Starring Margot Robbie, Christian Radford, James R. Dean, Matt Flannigan, Anna-Lisa Horton, Kane Sarota, Aash Aaron

Written and directed by Aash Aaron


The title I.C.U. is actually meant to be a cutesy acronym for the phrase “I See You”. The film opens with a quote from some Australian law enforcement official decrying the lack of privacy in a world where video cameras are everywhere. The reasoning for this quote, I assumed, was that the film to follow might actually attempt to make a point about this modern technological reality. Not really. Instead it just appeared to have been the excuse for the director to go buck wild with security camera P.O.V. shots. I would describe the filmmaker’s shooting style as frequently resembling Paranormal Activity 2 as directed by Tony Scott if he suffered from Tourette’s syndrome of the eyeball. Spastic ADD editing and camerawork set to a crappy industrial metal/big beat soundtrack I fully expect to get recycled if Fox ever gets the bad idea to produce a cheap, direct-to-DVD sequel to Fight Club. More like a desperate visual attempt to distract us from the fact that the plot is virtually non-existent.

I.C.U. takes place almost entirely in an apartment that appears to have more security cameras in it than a federal bank. Two characters also constantly run around with a video camera recording everything in human existence, particularly the nighttime activities going on in other apartments seen from their window-view regardless of how salacious or mundane it may be; in Australia curtains must be illegal or taboo or something. The unseen serial killer records handheld POV video of victims being tortured to death. Nobody can even use so much as a laptop without the scene being filmed from the webcam’s point-of-view. There are so many scenes shot to look like we’re seeing it through the viewfinder of a video camera that it reached the point I had no idea at times who or what was supposed to be filming those particular shots.

Mom drops off teenage sister and brother, the insanely hot Tristan (Margot Robbie) and the easily hatable Troy (Christian Radford), along with Troy’s dipshit friend Ricky (James R. Dean) to stay with their workaholic policeman father (Matt Flannigan, imagine an angrier, hairier, Australian Jason Statham) in his new apartment for the first time since the parents separated.

I cannot stress to you how much I wanted to punch this Troy kid in the face. His character is such a contemptible, whiny, surly dickwad. That his facial features resemble Jon Heder only made me want to punch him that much more so. When he actually does get punched in the face, it was the feel-good moment of the film. Had he suffered a horrible bloody death, I’d have rescinded this negative review and hailed I.C.U. the best movie of 2010.

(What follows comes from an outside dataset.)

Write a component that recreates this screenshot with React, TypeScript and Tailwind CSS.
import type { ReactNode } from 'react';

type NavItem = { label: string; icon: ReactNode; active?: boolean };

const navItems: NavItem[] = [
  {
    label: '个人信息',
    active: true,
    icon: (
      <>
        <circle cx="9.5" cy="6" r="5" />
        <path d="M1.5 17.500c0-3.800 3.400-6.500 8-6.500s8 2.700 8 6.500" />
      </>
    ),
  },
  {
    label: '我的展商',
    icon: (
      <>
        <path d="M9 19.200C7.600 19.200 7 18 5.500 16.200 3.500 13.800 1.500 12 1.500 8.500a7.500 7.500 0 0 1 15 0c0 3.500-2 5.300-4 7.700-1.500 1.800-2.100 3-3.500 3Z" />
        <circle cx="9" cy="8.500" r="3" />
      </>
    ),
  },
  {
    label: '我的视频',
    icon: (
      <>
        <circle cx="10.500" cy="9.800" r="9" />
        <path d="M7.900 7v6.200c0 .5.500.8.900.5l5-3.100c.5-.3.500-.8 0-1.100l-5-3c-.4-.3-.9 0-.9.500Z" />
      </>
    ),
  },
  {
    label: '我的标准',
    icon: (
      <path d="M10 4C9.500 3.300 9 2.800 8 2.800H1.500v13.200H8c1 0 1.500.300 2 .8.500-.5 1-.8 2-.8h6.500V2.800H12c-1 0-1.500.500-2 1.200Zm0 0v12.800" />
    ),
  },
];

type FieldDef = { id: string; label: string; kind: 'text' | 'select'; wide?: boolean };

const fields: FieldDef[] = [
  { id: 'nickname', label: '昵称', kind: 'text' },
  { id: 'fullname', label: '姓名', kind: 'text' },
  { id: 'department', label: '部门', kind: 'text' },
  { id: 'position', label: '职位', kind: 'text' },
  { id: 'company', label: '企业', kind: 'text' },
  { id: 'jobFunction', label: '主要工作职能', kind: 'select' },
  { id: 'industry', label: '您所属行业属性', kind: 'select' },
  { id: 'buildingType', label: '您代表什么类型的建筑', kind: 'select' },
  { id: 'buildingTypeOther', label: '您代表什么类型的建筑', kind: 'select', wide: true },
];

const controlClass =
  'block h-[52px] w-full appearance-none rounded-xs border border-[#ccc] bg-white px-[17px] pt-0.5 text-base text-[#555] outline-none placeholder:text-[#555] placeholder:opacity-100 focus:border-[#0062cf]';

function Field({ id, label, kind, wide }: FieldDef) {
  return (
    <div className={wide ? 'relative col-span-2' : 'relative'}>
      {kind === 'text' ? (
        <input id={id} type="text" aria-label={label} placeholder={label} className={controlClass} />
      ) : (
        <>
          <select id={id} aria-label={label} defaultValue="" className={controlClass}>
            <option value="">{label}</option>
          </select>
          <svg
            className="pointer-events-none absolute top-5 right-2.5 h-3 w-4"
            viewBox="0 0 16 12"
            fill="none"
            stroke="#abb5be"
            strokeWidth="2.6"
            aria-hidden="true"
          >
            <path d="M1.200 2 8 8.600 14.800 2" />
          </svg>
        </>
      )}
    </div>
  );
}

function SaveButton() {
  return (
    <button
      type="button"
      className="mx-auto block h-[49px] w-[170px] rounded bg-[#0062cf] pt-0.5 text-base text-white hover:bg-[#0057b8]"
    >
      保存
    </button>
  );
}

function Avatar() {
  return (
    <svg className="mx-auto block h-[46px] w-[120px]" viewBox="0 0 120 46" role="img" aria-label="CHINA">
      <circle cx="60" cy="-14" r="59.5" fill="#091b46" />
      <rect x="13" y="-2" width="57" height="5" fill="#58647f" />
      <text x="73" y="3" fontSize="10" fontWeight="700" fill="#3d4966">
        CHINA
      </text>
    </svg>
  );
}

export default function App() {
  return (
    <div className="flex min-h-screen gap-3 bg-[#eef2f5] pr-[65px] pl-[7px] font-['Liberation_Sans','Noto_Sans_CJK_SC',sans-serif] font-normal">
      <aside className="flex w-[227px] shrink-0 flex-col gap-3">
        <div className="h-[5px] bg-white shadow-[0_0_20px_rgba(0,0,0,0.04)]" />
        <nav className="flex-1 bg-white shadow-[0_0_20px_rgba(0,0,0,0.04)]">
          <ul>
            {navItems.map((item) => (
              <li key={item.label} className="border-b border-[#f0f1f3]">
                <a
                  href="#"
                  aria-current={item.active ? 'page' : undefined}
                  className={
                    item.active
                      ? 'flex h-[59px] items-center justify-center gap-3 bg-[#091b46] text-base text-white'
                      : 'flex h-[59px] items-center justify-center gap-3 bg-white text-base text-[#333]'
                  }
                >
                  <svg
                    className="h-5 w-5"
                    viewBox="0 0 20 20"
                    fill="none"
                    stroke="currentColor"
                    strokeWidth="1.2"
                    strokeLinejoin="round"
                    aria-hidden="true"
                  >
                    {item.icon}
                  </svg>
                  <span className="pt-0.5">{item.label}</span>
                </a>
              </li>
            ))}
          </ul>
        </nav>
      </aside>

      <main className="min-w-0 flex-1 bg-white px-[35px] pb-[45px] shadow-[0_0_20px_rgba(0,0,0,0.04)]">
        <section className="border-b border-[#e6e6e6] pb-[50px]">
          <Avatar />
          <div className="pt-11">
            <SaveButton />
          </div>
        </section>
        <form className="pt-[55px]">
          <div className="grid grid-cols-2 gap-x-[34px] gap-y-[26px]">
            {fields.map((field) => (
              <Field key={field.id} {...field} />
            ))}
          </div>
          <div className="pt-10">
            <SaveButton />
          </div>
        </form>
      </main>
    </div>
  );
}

Teenagers pissing and moaning, being obnoxious and engaging in trivial activities is what constitutes most of the running time of this predominately plotless rubbish. Can we please watch another overhead security camera point-of-view shot of someone walking down the hallway? How about some more endlessly long montages of what’s going on in apartments across the way that have nothing to do with anything? Is that a yes? Thank goodness. And here I thought this might actually be a horror movie. Oh, but it is. Can’t you tell from the handful of very brief killer POV scenes of bloody, bound and gagged victims about to get finished off with a power tool that pop up from time-to-time in between the teenage son bitching about how much he can’t stand his dad and Ricky’s constant lusting after Tristan, who the movie keeps finding ways to put in various stages of undress without giving us any money shots?

It won’t be until about 58 minutes into a barely 80-minute movie that the actual plot of witnessing a possible serial killer in action takes center stage.

58 MINUTES!

IT TOOK NEARLY AN HOUR TO GET TO THE FREAKING PLOT!

The killer quickly realizes he’s being spied on and decides to give his peeping toms a visit. They hide as he sneaks in the front door and then… the movie immediately does a fade out, and when it fades in, all three teens are slightly bloodied and bound and gagged on the couch as the killer stands before them with a video camera taunting them. How did this happen? Nearly an hour of nothing but credits, filler, and bullshit; yet, it skips right past the all-important scene of how this killer managed to sneak into an apartment seemingly unarmed and subdue the three teenage protagonists? Are you fucking kidding me?

Because by this point there is now less than ten minutes left to go that means little time can be wasted before jumping right to the improbable twist ending. As unlikely as that twist ending was, at least there was a thread of logic behind the motivation for it. The same cannot be said of the double twist ending to follow it; that revelation comes from so far out of left field, is so absurdly illogical, and in all honesty doesn’t really have any true impact on the outcome, I might have actually found this plot twist laughable had everything preceding not pissed me off like fire for wasting my valuable time.

I.C.U.

Interminable. Crap. Useless.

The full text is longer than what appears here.